You can use this versatile stitch on other fabrics, however, canvas has the benefit of ensuring you space your stitches evenly. This means you won't have areas of dense plush alongside patches where it appears your stitching has mange! Not the best effect if you are trying to portray a furry creature. It may give the intended result if you are stitching something more random, such as a tree or bush.
Using velvet stitch can add contrast to a design which has less texture elsewhere.
To emphasize the fluffy nature of trimmed Velvet stitch, I like to use wool, such as Appleton's crewel wool. You want to choose something with body to it, so the stitches stand upright when grouped together, rather than flopping over and laying on the surface fabric.
I find tapestry wool will work at a pinch if you separate the strands after you cut them. However, it is thicker and harder to pull through the canvas.
An 18 count needlepoint canvas is ideal as the threads are close enough together to give a dense "fur", while still allowing the wool to be pulled gently through the canvas. I suggest a size 18 tapestry needle for 2 to 3 strands of crewel wool.
An additional benefit of using crewel wool is that you can thread multiple colours through the needle at one time to give a more natural-looking effect. Swap out one colour at a time, to give a shaded effect across an area.
Begin with the bottom row of your velvet stitch section and work towards the top.
Start by working a half cross stitch from A to B. Then bring the needle back up in the first hole again. Holding the yarn under your thumb take the needle back through the canvas at B, but don't pull the yarn right through.
Leave a loop on the surface and bring the needle back up at C. Do not put your needle through the loop!
Take the needle back down at D, holding the loop under your thumb to keep it in place, to complete the velvet stitch.
With the first stitch completed, bring the needle back up in hole C to begin the next one. Repeat the first stitch along the rest of the row.
Work following rows above the first. I like to take the yarn through the back of the stitches and begin the next row at the left again. Remember to work up towards the top of your velvet stitched area.
I worked the sample in the previous photos with one strand of Appleton's crewel wool for clarity, however, if you are stitching fur it can give a more realistic effect if you combine different coloured yarns in the needle. This also gives the needlepoint stitches more body.

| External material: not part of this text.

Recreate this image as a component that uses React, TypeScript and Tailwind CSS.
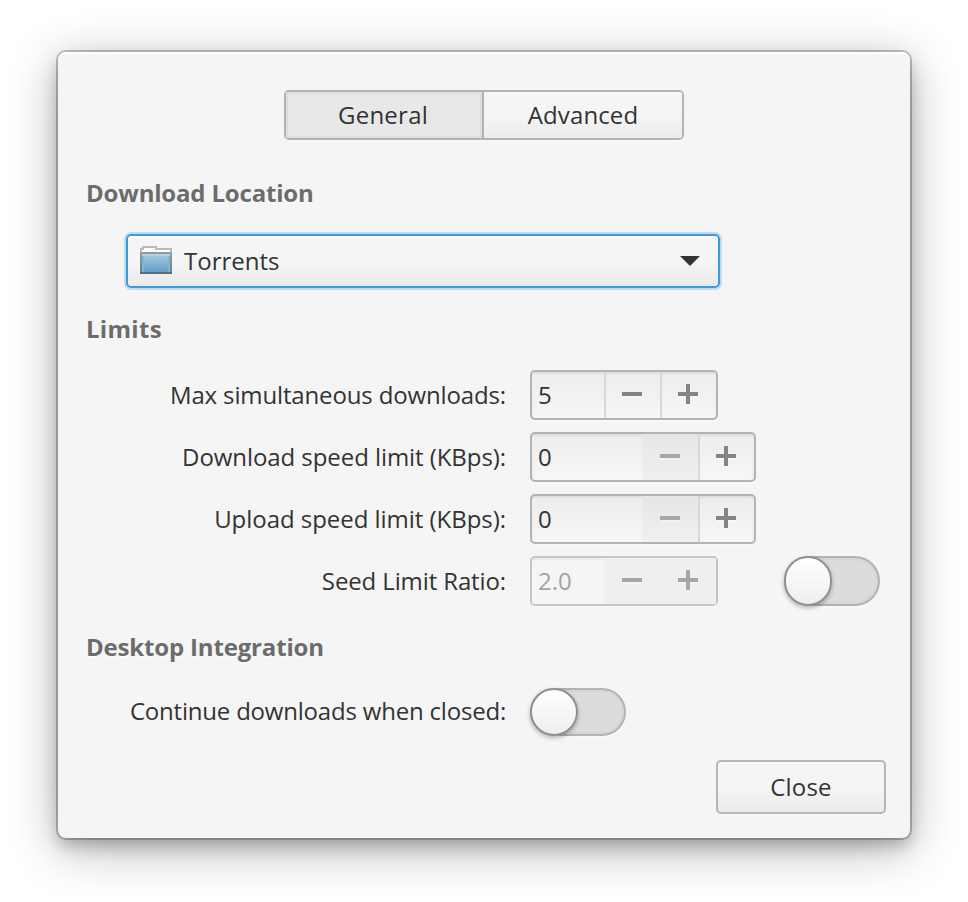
import { ReactNode } from "react";

function Heading({ children, tracking }: { children: ReactNode; tracking: string }) {
  return (
    <h2 className={`text-[24px] leading-[34px] font-bold text-[#6c6c6c] [text-shadow:0_2px_0_rgba(255,255,255,0.5)] ${tracking}`}>
      {children}
    </h2>
  );
}

function Label({ children, tracking }: { children: ReactNode; tracking: string }) {
  return <div className={`w-[448px] text-right whitespace-nowrap ${tracking}`}>{children}</div>;
}

function Sign({ plus, dim }: { plus?: boolean; dim?: boolean }) {
  const d = plus ? "M0 8h8V0h4v8h8v4h-8v8H8v-8H0z" : "M0 8h20v4H0z";
  return (
    <svg width="20" height="22" viewBox="0 0 20 22" className="block">
      <path d={d} transform="translate(0 2)" fill="#fff" fillOpacity="0.4" />
      <path d={d} fill={dim ? "#a6a6a6" : "#848484"} />
    </svg>
  );
}

interface SpinProps {
  value: string;
  entry: string;
  minusOff?: boolean;
  off?: boolean;
}

function Spin({ value, entry, minusOff, off }: SpinProps) {
  const frame = off
    ? "border-[#c6c6c6] bg-[#f5f5f5] text-[#a3a3a3] shadow-[inset_0_2px_0_#ebebeb,0_2px_0_rgba(255,255,255,0.3)]"
    : "border-[#b3b3b3] bg-linear-to-b from-[#ececec] to-[#f7f7f7] shadow-[inset_0_2px_0_#e0e0e0,inset_2px_0_0_#efefef,inset_-2px_0_0_#efefef,0_2px_0_rgba(255,255,255,0.3)]";
  const minus = off
    ? "bg-[#efefef] pl-[18px]"
    : minusOff
      ? "bg-linear-to-b from-[#e6e6e6] to-[#f0f0f0] pl-[18px]"
      : "border-l-2 border-[#d8d8d8] pl-[16px]";
  const plus = off ? "bg-[#efefef] pl-[18px]" : "border-l-2 border-[#d8d8d8] pl-[16px]";
  return (
    <div className={`flex h-[50px] rounded-[5px] border-2 ${frame}`}>
      <div className={`flex items-center pl-[6px] ${entry}`}>{value}</div>
      <div className={`w-[56px] pt-[12px] ${minus}`}>
        <Sign dim={off || minusOff} />
      </div>
      <div className={`w-[56px] pt-[12px] ${plus}`}>
        <Sign plus dim={off} />
      </div>
    </div>
  );
}

function Switch({ size }: { size: string }) {
  return (
    <div className={`w-[96px] rounded-full border-2 border-[#b3b3b3] bg-[#dcdcdc] shadow-[inset_0_0_0_2px_#d5d5d5,0_2px_0_rgba(255,255,255,0.3)] ${size}`}>
      <div className="-mt-[2px] -ml-[2px] h-[calc(100%+4px)] w-[48px] rounded-full border-2 border-[#909090] bg-linear-to-b from-white to-[#eeeeee] shadow-[0_2px_4px_rgba(0,0,0,0.28)]" />
    </div>
  );
}

function FolderIcon() {
  return (
    <svg width="32" height="28" viewBox="0 0 32 28">
      <defs>
        <linearGradient id="folder" x1="0" y1="0" x2="0" y2="1">
          <stop offset="0" stopColor="#a3c7df" />
          <stop offset="1" stopColor="#639dc7" />
        </linearGradient>
        <linearGradient id="edge" x1="0" y1="0" x2="0" y2="1">
          <stop offset="0" stopColor="#9a9a9a" />
          <stop offset="1" stopColor="#5f7f96" />
        </linearGradient>
      </defs>
      <path d="M1 8V3h2V1h13v2h15v5" fill="#fdfdfd" stroke="#bababa" strokeWidth="2" />
      <rect x="0" y="6" width="32" height="22" fill="url(#edge)" />
      <rect x="2" y="8" width="28" height="18" fill="#b4d2e5" />
      <rect x="4" y="10" width="24" height="16" fill="url(#folder)" />
      <rect x="2" y="10" width="2" height="16" fill="#83b2d3" />
      <rect x="28" y="10" width="2" height="16" fill="#83b2d3" />
      <rect x="0" y="26" width="32" height="2" fill="#4d6f88" />
    </svg>
  );
}

export default function App() {
  return (
    <div className="h-[902px] w-[968px] overflow-hidden bg-white px-[58px] pt-[52px] font-['Open_Sans','Noto_Sans',sans-serif] text-[24px] leading-[34px] text-[#333333]">
      <main className="flex h-[786px] w-[852px] flex-col rounded-[8px] bg-[#f5f5f5] shadow-[inset_0_2px_0_#ffffff,0_0_0_2px_rgba(0,0,0,0.22),0_8px_16px_rgba(0,0,0,0.22),0_10px_50px_rgba(0,0,0,0.31)]">
        <div className="mt-[38px] ml-[226px] flex h-[50px] w-[400px] rounded-[5px] border-2 border-[#b3b3b3] text-center shadow-[0_2px_0_rgba(255,255,255,0.3)]">
          <div className="flex w-[198px] items-center justify-center border-r-2 border-[#b3b3b3] bg-[#e8e8e8] pr-[2px] tracking-[0.25px] shadow-[inset_0_0_0_2px_#dddddd]">General</div>
          <div className="flex w-[198px] items-center justify-center rounded-r-[3px] bg-linear-to-b from-[#f5f5f5] from-50% to-[#ebebeb] tracking-[0.12px] shadow-[inset_0_2px_0_#fafafa]">Advanced</div>
        </div>

        <div className="mt-[36px] ml-[28px]"><Heading tracking="tracking-[-0.18px]">Download Location</Heading></div>
        <div className="mt-[24px] ml-[68px] flex h-[54px] w-[594px] items-center rounded-[5px] border-2 border-[#3d9bdc] bg-linear-to-b from-[#f5f5f5] from-50% to-[#ebebeb] pr-[18px] pl-[12px] shadow-[0_0_0_2px_#c3dced,inset_0_2px_0_#fcfcfc]">
          <div className="-mt-[2px]"><FolderIcon /></div>
          <span className="ml-[12px] flex-1">Torrents</span>
          <svg width="20" height="10" viewBox="0 0 20 10"><path d="M0 0h20L10 10z" fill="#333" /></svg>
        </div>

        <div className="mt-[24px] ml-[28px]"><Heading tracking="tracking-[0.3px]">Limits</Heading></div>
        <div className="mt-[24px] flex flex-col gap-[12px]">
          <div className="flex items-center gap-[24px]">
            <Label tracking="tracking-[-0.14px]">Max simultaneous downloads:</Label>
            <Spin value="5" entry="w-[72px]" />
          </div>
          <div className="flex items-center gap-[24px]">
            <Label tracking="tracking-[-0.07px]">Download speed limit (KBps):</Label>
            <Spin value="0" entry="w-[110px]" minusOff />
          </div>
          <div className="flex items-center gap-[24px]">
            <Label tracking="tracking-[-0.04px]">Upload speed limit (KBps):</Label>
            <Spin value="0" entry="w-[110px]" minusOff />
          </div>
          <div className="flex items-center gap-[24px]">
            <Label tracking="tracking-[-0.12px]">Seed Limit Ratio:</Label>
            <Spin value="2.0" entry="w-[72px]" off />
            <div className="ml-[42px]"><Switch size="h-[50px]" /></div>
          </div>
        </div>

        <div className="mt-[24px] ml-[28px]"><Heading tracking="tracking-[-0.17px]">Desktop Integration</Heading></div>
        <div className="mt-[24px] flex h-[48px] items-start gap-[24px]">
          <div className="pt-[6px]"><Label tracking="tracking-[-0.2px]">Continue downloads when closed:</Label></div>
          <Switch size="h-[48px]" />
        </div>
        <button className="mt-[24px] ml-[658px] h-[54px] w-[170px] rounded-[5px] border-2 border-[#b6b6b6] bg-linear-to-b from-[#f5f5f5] from-50% to-[#ebebeb] tracking-[0.2px] shadow-[inset_0_2px_0_#fafafa,0_2px_0_rgba(255,255,255,0.3)]">
          Close
        </button>
      </main>
    </div>
  );
}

Here is my completed mini section of velvet stitch before trimming.
The last step is to snip the loops to create a fuzzy pile. If some loops were slightly longer than the others, you can give your fur a "hair cut" and trim it so that everything is even.
I had a scrap of Hardanger fabric (22 count) left over so I used it to stitch a sample to show that it can work on any fabric.
I used 2 strands of DMC Medici wool in tones of grey.
The first two rows used 2 strands of dark grey. The next two had 1 dark strand and 1 lighter one. Then in the last two rows I used 2 strands of light only.
I photographed this sample after cutting the loops but before trimming the work so you see the effect. This might make a nice horse's mane or tail.
I hope this how to needlepoint guide to velvet stitch has been helpful.